Over time, its culture will have to change. It will need to employ more non-Mandarin speakers, though there likely won’t be any shortage of takers. Intriguingly, while many Chinese bankers sniff at the mere thought of joining ICBCI or another Chinese-global I, western bankers are taken by the idea.
"What attributes do I really have here," asks one European banker. "I’m good at what I do but my job really isn’t very complicated. The future [in Hong Kong] is with the Chinese banks. I should learn Mandarin and join ICBCI or BOCI."
Many leading foreign banks in Hong Kong are also privately rattled at the rise of the Is. "ICBCI is like a kid at the moment, but kids learn fast," says the head of Asia investment banking at a leading US firm. "They are going to be challenging for top spots on IPOs here maybe within a year or two, you can bank on that. What do the foreign banks do then? It’s going to be really tough for all of us."
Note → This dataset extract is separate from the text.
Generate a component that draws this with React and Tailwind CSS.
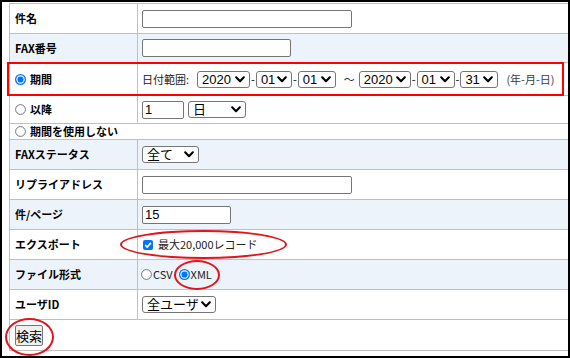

ICBCI, of course, has far to go globally, particularly when it comes to cracking the likes of Europe or the US.
However, it’s hard to doubt that MacLeod chose the right path in leaving Deutsche. Her new job is complex: constant meetings interspersed with the delicate process of managing one of the world’s most political investment banks.
Yet it seems to be working. At the group’s annual offsite in the eastern city of Hangzhou in November, presided over by ICBC vice-chairman Yang Kaisheng, MacLeod opened events with a keynote speech delivered in solid Putonghua, a language alien to her 12 months ago.
She refuses to get drawn into discussion of the daily intricacies of her role, admitting only, with a small smile, that it’s a "fascinating role and a great opportunity", for a bank that has "all the necessary ingredients to build substantial scale globally". And with that, she’s off, drawn back into a mysterious world of endless Chinese meetings.